Diabetes causes a raised level of glucose (sugar) in the bloodstream. However when there is an imbalance between diabetes medication, food eaten and physical activity, some people with diabetes experience hypoglycaemia (a ‘hypo’) or low blood glucose (<4mmol/L).
Hypoglycaemia symptoms can range from mild to very serious and can include:
· Dizziness, lack of concentration, change in behaviour or mood, headache, hunger
· Weakness or shaking
· If untreated, confusion, drowsiness, unconsciousness and seizures can follow.

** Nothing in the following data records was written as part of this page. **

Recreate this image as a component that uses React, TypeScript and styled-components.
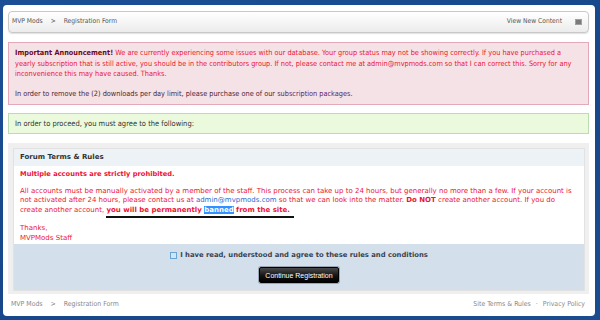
import React from "react"
import styled, { createGlobalStyle } from "styled-components"

const narrow = `"DejaVu Sans Condensed", "Liberation Sans", sans-serif`

const GlobalStyle = createGlobalStyle`
  html, body {
    margin: 0;
    padding: 0;
    background: #17488c;
  }
  body {
    font-family: "DejaVu Sans", Verdana, sans-serif;
    font-size: 7px;
    line-height: 9.5px;
    color: #333;
  }
`

const Page = styled.div`
  width: 600px;
  height: 320px;
  padding: 5px 5px 0 3px;
  box-sizing: border-box;
  background: linear-gradient(160deg, #1b4f95 0%, #17478a 55%, #1a4c90 100%);
`

const Panel = styled.div`
  background: #fff;
  border-radius: 4px;
  padding: 6px 6px 3px 5px;
  display: flex;
  flex-direction: column;
`

const Breadcrumb = styled.div`
  height: 22px;
  box-sizing: border-box;
  border: 1px solid #c8c8c8;
  border-radius: 4px;
  background: linear-gradient(#ffffff, #ececec);
  box-shadow: 0 1px 1px rgba(0, 0, 0, 0.12);
  display: flex;
  align-items: center;
  justify-content: space-between;
  padding: 0 6px 0 3px;
  font-family: ${narrow};
  font-size: 6.7px;
  color: #555;
`

const Crumbs = styled.div<{ $dim?: boolean }>`
  display: flex;
  gap: 8px;
  color: ${(p) => (p.$dim ? "#888" : "#555")};
`

const NavRight = styled.div`
  display: flex;
  align-items: center;
  gap: 13px;
`

const MenuIcon = styled.span`
  width: 5px;
  height: 4px;
  background: #7a7a7a;
  border: 1px solid #a0a0a0;
`

const Notice = styled.div<{ $tone: "red" | "green" }>`
  margin-top: ${(p) => (p.$tone === "red" ? "9px" : "8px")};
  border: 1px solid ${(p) => (p.$tone === "red" ? "#e2a9b8" : "#b9dcb1")};
  background: ${(p) => (p.$tone === "red" ? "#f5e2e6" : "#ebfadc")};
  padding: ${(p) => (p.$tone === "red" ? "5px 5px 4px 6px" : "5px 6px 4px 6px")};
  font-family: ${narrow};
  font-size: ${(p) => (p.$tone === "red" ? "7.3px" : "7.5px")};
  line-height: 10.5px;
  color: #333;
`

const Strong = styled.b<{ $color?: string }>`
  color: ${(p) => p.$color || "inherit"};
`

const RedText = styled.span`
  color: #ec1434;
`

const PlainLine = styled.p`
  margin: 9.5px 0 0;
  color: #4a2535;
`

const Link = styled.a`
  color: #5b2366;
  text-decoration: none;
`

const TermsOuter = styled.div`
  margin-top: 9px;
  background: #efefef;
  padding: 5px 4px 3px 5px;
`

const TermsInner = styled.div`
  background: #fff;
  border: 1px solid #e2e2e2;
`

const TermsHeader = styled.div`
  background: #edf2f6;
  font-weight: bold;
  color: #333;
  padding: 4px 6px 3px;
`

const TermsBody = styled.div`
  padding: 4px 6px 0;
  color: #ec1434;
`

const Para = styled.p`
  margin: 0 0 7.5px;
  &:last-child {
    margin: 0;
    line-height: 10.5px;
  }
`

const Rule = styled.b`
  font-size: 6.7px;
`

const Email = styled.a`
  color: #2b6ad0;
  text-decoration: none;
`

const Marked = styled.span`
  position: relative;
  font-weight: bold;
  &::after {
    content: "";
    position: absolute;
    left: 0;
    right: -4px;
    bottom: -4px;
    height: 2px;
    background: #111;
  }
`

const Selected = styled.span`
  background: #3390ff;
  color: #fff;
`

const AgreeArea = styled.div`
  background: #d3dfeb;
  display: flex;
  flex-direction: column;
  align-items: center;
  padding: 7px 0 7px;
  gap: 7px;
`

const AgreeLabel = styled.label`
  display: flex;
  align-items: center;
  gap: 3px;
  font-weight: bold;
  color: #3a4350;
  font-size: 6.8px;
`

const Box = styled.span`
  width: 5px;
  height: 5px;
  border: 1px solid #6aa4d6;
  background: #cfe6f8;
`

const Button = styled.button`
  font-family: "Liberation Sans", Arial, sans-serif;
  font-size: 7px;
  white-space: nowrap;
  color: #fff;
  background: linear-gradient(#4a4a4a, #141414 55%, #000);
  border: 1px solid #000;
  border-radius: 2px;
  box-shadow: 0 0 0 1px #9aa6b4;
  padding: 0;
  height: 16px;
  width: 80px;
`

const Footer = styled.div`
  display: flex;
  justify-content: space-between;
  padding: 6px 4px 3px 3px;
  font-family: ${narrow};
  font-size: 6.9px;
  color: #888;
`

const FooterLinks = styled.div`
  display: flex;
  gap: 5px;
`

export default function App() {
  return (
    <>
      <GlobalStyle />
      <Page>
        <Panel>
          <Breadcrumb>
            <Crumbs>
              <span>MVP Mods</span>
              <span>&gt;</span>
              <span>Registration Form</span>
            </Crumbs>
            <NavRight>
              <span>View New Content</span>
              <MenuIcon />
            </NavRight>
          </Breadcrumb>

          <Notice $tone="red">
            <Strong $color="#6e0a1c">Important Announcement!</Strong>{" "}
            <RedText>
              We are currently experiencing some issues with our database. Your group status may not be
              showing correctly. If you have purchased a yearly subscription that is still active, you
              should be in the contributors group. If not, please contact me at admin@mvpmods.com so that
              I can correct this. Sorry for any inconvenience this may have caused. Thanks.
            </RedText>
            <PlainLine>
              In order to remove the (2) downloads per day limit, please purchase one of our{" "}
              <Link>subscription packages</Link>.
            </PlainLine>
          </Notice>

          <Notice $tone="green">In order to proceed, you must agree to the following:</Notice>

          <TermsOuter>
            <TermsInner>
              <TermsHeader>Forum Terms &amp; Rules</TermsHeader>
              <TermsBody>
                <Para>
                  <Rule>Multiple accounts are strictly prohibited.</Rule>
                </Para>
                <Para>
                  All accounts must be manually activated by a member of the staff. This process can take
                  up to 24 hours, but generally no more than a few. If your account is not activated after
                  24 hours, please contact us at <Email>admin@mvpmods.com</Email> so that we can look into
                  the matter. <b>Do NOT</b> create another account. If you do create another account,{" "}
                  <Marked>
                    you will be permanently <Selected>banned</Selected> from the site.
                  </Marked>
                </Para>
                <Para>
                  Thanks,
                  <br />
                  MVPMods Staff
                </Para>
              </TermsBody>
              <AgreeArea>
                <AgreeLabel>
                  <Box />I have read, understood and agree to these rules and conditions
                </AgreeLabel>
                <Button>Continue Registration</Button>
              </AgreeArea>
            </TermsInner>
          </TermsOuter>

          <Footer>
            <Crumbs $dim>
              <span>MVP Mods</span>
              <span>&gt;</span>
              <span>Registration Form</span>
            </Crumbs>
            <FooterLinks>
              <span>Site Terms &amp; Rules</span>
              <span>·</span>
              <span>Privacy Policy</span>
            </FooterLinks>
          </Footer>
        </Panel>
      </Page>
    </>
  )
}
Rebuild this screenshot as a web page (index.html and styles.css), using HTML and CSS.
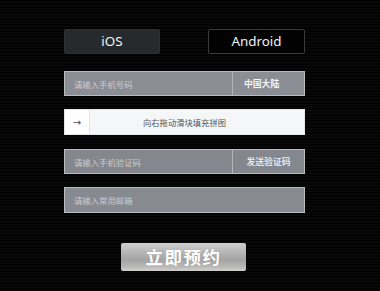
FILE: index.html
```html
<!DOCTYPE html>
<html lang="zh-CN">
<head>
<meta charset="utf-8">
<title>预约</title>
<link rel="stylesheet" href="styles.css">
</head>
<body>
<div class="panel">
  <div class="tabs">
    <div class="tab tab-active">iOS</div>
    <div class="tab tab-outline">Android</div>
  </div>
  <div class="field field-phone">
    <input class="field-input" type="text" placeholder="请输入手机号码">
    <div class="field-side side-country">中国大陆</div>
  </div>
  <div class="slider">
    <div class="slider-handle">→</div>
    <div class="slider-text">向右拖动滑块填充拼图</div>
  </div>
  <div class="field field-code">
    <input class="field-input" type="text" placeholder="请输入手机验证码">
    <div class="field-side side-send">发送验证码</div>
  </div>
  <div class="field field-mail">
    <input class="field-input" type="text" placeholder="请输入常用邮箱">
  </div>
  <div class="submit-wrap">
    <div class="submit">立即预约</div>
  </div>
</div>
</body>
</html>
```
FILE: styles.css
```css
* { box-sizing: border-box; }
html, body { margin: 0; padding: 0; }
body {
  width: 380px;
  height: 291px;
  overflow: hidden;
  background: #030303 repeating-linear-gradient(to bottom, #030303 0 2px, #0b0b0b 2px 3px);
  font-family: "Noto Sans", "Noto Sans CJK SC", sans-serif;
}
.panel {
  width: 241px;
  margin-left: 64px;
  padding-top: 29px;
  display: flex;
  flex-direction: column;
}
.tabs {
  display: flex;
  justify-content: space-between;
  height: 25px;
}
.tab {
  width: 96px;
  height: 25px;
  border-radius: 2px;
  display: flex;
  align-items: center;
  justify-content: center;
  font-size: 13.4px;
  color: #f2f2f2;
  line-height: 1;
}
.tab-active {
  background: #272a2d;
  border: 1px solid #2e3134;
}
.tab-outline {
  width: 97px;
  background: #020202;
  border: 1px solid #3a3b3d;
}
.field {
  display: flex;
  height: 25px;
  border: 1px solid #b9bbbf;
  background: #898c93;
}
.field-phone { margin-top: 17px; background: #8b8e95; }
.field-code { margin-top: 14px; background: #84878d; }
.field-mail { margin-top: 13px; height: 26px; background: #878a91; }
.field-input {
  flex: 1;
  min-width: 0;
  border: 0;
  outline: 0;
  background: transparent;
  padding: 0 0 0 9px;
  font-family: "Noto Sans CJK SC", sans-serif;
  font-size: 8.4px;
  color: #e6e7e9;
}
.field-input::placeholder { color: #c9cbcf; }
.field-side {
  width: 72px;
  border-left: 1px solid #b3b5b9;
  display: flex;
  align-items: center;
  font-family: "Noto Sans CJK SC", sans-serif;
  font-size: 8.8px;
  font-weight: 700;
  color: #f4f4f5;
}
.side-country { padding-left: 11px; }
.side-send { justify-content: center; font-weight: 500; }
.slider {
  margin-top: 13px;
  height: 26px;
  display: flex;
  position: relative;
  background: #f5f6f8;
  border: 1px solid #e4e6ea;
}
.slider-handle {
  width: 25px;
  background: #ffffff;
  border-right: 1px solid #e2e3e6;
  display: flex;
  align-items: center;
  justify-content: center;
  font-family: "DejaVu Sans", sans-serif;
  font-size: 10px;
  color: #4a4a4a;
}
.slider-text {
  position: absolute;
  left: 0;
  right: 0;
  top: 0;
  bottom: 0;
  display: flex;
  align-items: center;
  justify-content: center;
  font-family: "Noto Sans CJK SC", sans-serif;
  font-size: 8.3px;
  color: #555;
  pointer-events: none;
}
.submit-wrap {
  margin-top: 30px;
  padding-left: 57px;
}
.submit {
  width: 125px;
  height: 28px;
  border-radius: 2px;
  background: linear-gradient(to bottom, #cfcfcf 0%, #b4b4b4 35%, #a3a3a3 60%, #b9b9b8 85%, #d2d1cf 100%);
  display: flex;
  align-items: center;
  justify-content: center;
  font-family: "Noto Sans CJK SC", sans-serif;
  font-size: 17.5px;
  font-weight: 700;
  letter-spacing: 1.5px;
  color: #ffffff;
  text-shadow: 0 0 1px rgba(0,0,0,0.15);
  line-height: 1;
}
```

When on certain diabetes medications hypoglycaemia may be triggered by:
· A delayed or missed meal or snack
· Insufficient carbohydrate eaten
· Physical activity which is unplanned or more vigorous than usual
· Drinking alcohol without carbohydrate
· An excessive dose of diabetes medication
Sometimes hypos are not recognised, especially if symptoms are mild or occur during sleep. Some people with long-standing diabetes have no early warning symptoms when their glucose level drops.
Treatment of hypos
If you suspect a hypo, test your blood glucose level if you can. Then take some quick-acting carbohydrate, such as ½ can of soft drink (not ‘diet’) or 6-7 jellybeans. Follow this with some long-acting carbohydrate such as a sandwich or a piece of fruit.
A hormone called glucagon can be given by injection by another person if you are unconscious or unable to treat yourself.
Always tell your GP if you think you may have experienced a hypo, even a mild case. You may need a review of your diabetes management, which could include a search for the reasons for the hypos, a change in the dose of your diabetes medication or a change of medication to one less likely to cause hypos.